Identify and reproduce every line holding the string "screenshot".

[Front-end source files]
========================================================================
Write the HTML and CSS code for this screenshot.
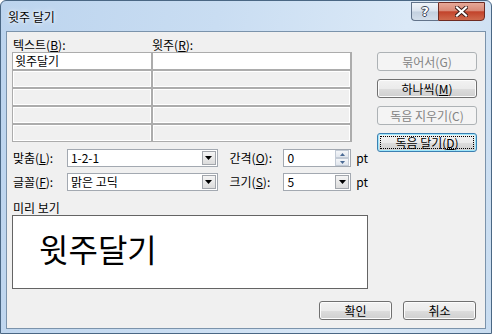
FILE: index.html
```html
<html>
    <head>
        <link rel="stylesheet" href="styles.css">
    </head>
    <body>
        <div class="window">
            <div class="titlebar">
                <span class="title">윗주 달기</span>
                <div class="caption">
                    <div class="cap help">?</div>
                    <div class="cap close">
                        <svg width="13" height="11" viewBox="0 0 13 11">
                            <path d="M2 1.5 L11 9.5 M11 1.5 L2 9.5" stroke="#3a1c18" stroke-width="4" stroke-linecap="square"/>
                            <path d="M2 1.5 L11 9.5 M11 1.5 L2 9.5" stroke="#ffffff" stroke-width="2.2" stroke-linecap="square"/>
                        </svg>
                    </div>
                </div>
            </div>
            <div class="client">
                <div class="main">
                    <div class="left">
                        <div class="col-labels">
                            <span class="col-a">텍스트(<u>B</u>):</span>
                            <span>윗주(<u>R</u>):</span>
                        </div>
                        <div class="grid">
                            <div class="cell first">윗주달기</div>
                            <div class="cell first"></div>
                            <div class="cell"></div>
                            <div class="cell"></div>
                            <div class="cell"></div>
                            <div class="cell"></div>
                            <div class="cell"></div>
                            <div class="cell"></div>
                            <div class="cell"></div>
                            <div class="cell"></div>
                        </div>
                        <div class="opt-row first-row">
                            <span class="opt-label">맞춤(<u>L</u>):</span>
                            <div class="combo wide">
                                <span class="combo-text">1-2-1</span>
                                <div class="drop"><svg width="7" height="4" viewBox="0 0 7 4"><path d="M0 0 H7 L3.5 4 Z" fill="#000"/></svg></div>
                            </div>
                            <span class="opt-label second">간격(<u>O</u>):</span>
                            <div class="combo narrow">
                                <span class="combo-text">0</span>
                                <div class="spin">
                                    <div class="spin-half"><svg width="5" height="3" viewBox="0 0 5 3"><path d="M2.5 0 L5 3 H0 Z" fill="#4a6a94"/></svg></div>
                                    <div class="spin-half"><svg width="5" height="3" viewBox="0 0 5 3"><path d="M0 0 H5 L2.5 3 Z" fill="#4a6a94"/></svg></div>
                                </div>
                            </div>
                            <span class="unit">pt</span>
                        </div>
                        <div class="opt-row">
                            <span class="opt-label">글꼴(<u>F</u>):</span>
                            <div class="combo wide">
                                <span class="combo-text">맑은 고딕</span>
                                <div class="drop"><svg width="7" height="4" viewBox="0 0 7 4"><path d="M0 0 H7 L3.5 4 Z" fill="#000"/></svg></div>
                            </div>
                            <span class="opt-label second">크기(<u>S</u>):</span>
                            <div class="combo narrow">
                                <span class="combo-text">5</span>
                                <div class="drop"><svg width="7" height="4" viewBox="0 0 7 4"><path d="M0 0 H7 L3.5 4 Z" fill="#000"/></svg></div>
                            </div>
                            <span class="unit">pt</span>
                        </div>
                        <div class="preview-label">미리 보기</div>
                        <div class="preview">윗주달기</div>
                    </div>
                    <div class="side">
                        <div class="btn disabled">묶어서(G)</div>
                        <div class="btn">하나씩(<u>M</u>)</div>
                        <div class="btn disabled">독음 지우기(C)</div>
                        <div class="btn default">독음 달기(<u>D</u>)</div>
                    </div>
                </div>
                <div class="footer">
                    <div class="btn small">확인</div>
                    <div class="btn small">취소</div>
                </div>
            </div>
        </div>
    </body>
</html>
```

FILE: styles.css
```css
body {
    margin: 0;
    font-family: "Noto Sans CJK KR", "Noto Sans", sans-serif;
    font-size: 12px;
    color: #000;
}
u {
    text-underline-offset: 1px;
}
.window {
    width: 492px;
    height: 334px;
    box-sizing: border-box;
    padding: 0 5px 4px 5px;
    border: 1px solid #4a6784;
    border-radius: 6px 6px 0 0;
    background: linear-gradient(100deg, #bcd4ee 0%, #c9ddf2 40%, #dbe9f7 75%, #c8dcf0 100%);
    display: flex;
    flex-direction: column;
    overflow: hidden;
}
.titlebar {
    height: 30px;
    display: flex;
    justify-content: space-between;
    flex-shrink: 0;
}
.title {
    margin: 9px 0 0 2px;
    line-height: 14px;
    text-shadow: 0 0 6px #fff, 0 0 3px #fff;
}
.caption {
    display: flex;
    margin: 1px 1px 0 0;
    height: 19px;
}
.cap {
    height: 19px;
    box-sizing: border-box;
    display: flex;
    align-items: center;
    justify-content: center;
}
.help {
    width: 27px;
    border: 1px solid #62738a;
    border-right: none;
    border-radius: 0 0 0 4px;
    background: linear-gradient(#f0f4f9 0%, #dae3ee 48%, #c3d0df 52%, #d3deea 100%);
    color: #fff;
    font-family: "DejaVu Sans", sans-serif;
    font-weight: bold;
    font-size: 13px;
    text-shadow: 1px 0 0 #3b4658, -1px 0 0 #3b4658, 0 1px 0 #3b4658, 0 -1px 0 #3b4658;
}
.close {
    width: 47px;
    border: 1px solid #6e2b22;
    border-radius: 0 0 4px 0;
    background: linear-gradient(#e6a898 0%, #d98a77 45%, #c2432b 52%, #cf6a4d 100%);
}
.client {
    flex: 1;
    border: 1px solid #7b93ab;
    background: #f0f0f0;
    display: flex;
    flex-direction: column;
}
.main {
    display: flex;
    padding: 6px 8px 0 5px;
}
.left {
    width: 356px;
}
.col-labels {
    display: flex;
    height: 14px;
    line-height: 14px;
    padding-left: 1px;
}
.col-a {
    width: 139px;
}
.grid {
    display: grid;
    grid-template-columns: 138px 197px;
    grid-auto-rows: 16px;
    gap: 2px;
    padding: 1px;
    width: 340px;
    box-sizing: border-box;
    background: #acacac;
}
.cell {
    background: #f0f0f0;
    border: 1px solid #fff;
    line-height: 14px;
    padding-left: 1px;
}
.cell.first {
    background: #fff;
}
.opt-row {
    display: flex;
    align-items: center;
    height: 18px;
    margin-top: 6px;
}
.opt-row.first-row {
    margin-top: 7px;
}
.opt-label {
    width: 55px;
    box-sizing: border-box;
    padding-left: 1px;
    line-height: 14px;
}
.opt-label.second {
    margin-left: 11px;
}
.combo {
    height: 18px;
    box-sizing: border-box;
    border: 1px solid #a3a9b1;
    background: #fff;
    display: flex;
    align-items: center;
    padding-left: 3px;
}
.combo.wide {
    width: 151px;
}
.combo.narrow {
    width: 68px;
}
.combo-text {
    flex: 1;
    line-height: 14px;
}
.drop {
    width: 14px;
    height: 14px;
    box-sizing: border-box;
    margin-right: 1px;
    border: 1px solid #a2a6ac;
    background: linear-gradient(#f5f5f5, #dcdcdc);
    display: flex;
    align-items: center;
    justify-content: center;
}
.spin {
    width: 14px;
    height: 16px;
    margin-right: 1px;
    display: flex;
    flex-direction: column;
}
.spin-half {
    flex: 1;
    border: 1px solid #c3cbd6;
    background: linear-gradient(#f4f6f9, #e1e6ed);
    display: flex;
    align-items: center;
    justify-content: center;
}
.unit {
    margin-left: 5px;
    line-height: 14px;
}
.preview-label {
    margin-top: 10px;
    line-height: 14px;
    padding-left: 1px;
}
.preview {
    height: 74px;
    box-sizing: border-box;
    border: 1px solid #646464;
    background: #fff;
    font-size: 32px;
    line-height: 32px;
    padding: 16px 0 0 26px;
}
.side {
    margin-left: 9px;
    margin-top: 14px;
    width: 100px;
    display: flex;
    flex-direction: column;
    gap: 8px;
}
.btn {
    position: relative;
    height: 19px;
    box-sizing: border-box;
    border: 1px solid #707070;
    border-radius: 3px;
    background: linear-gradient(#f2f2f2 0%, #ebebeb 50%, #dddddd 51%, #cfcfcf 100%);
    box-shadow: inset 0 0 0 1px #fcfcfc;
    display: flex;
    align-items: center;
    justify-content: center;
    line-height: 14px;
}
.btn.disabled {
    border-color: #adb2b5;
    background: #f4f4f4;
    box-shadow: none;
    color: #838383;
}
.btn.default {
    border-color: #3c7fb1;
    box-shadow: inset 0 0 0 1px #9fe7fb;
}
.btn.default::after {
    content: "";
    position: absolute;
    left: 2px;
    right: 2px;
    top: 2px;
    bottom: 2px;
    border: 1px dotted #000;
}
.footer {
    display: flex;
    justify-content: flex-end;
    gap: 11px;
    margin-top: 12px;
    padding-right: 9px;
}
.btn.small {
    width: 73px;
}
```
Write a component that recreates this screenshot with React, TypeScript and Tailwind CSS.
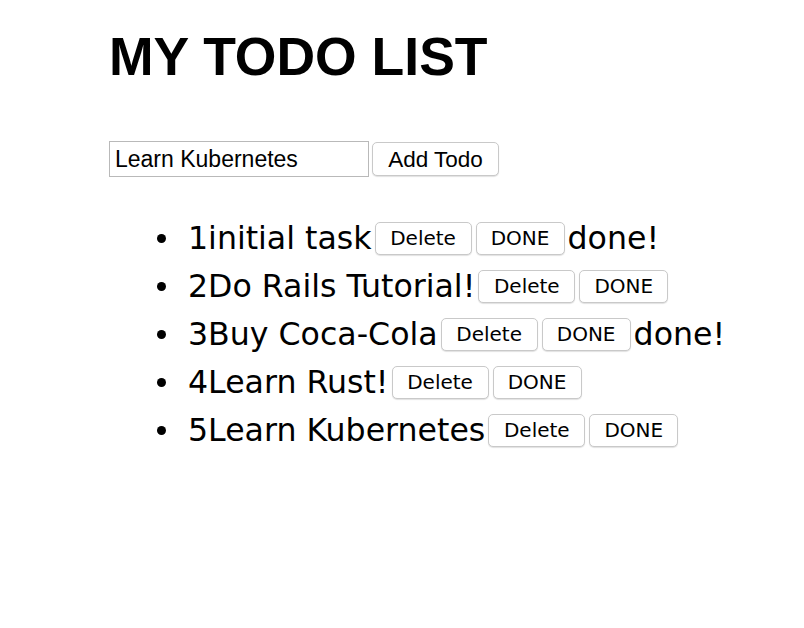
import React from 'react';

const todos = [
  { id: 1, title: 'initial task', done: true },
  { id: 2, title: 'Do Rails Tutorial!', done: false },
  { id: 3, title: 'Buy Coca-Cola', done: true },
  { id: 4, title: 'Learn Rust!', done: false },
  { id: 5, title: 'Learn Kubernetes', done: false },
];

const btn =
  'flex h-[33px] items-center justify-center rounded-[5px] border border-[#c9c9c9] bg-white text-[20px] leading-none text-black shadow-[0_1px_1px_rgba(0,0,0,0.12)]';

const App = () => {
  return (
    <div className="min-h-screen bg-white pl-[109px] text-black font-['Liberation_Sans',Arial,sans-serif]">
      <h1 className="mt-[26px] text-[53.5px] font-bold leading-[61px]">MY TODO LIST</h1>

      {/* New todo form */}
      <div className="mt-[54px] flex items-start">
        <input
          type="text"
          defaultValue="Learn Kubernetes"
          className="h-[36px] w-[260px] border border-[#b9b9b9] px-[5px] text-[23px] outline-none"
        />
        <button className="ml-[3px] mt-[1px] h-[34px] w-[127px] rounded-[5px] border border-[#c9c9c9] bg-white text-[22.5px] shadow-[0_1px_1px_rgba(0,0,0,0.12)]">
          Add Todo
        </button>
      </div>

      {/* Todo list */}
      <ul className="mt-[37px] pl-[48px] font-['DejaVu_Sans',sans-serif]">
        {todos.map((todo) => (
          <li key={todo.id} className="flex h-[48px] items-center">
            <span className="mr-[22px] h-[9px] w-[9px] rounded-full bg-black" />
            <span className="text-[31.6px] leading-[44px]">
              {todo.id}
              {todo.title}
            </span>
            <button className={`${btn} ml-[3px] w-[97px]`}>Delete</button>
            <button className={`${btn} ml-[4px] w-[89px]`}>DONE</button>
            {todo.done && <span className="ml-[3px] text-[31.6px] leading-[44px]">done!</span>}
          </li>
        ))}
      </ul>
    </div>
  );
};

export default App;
========================================================================
■ **Result below**:
Write the HTML and CSS code for this screenshot.
Write a component that recreates this screenshot with React, TypeScript and Tailwind CSS.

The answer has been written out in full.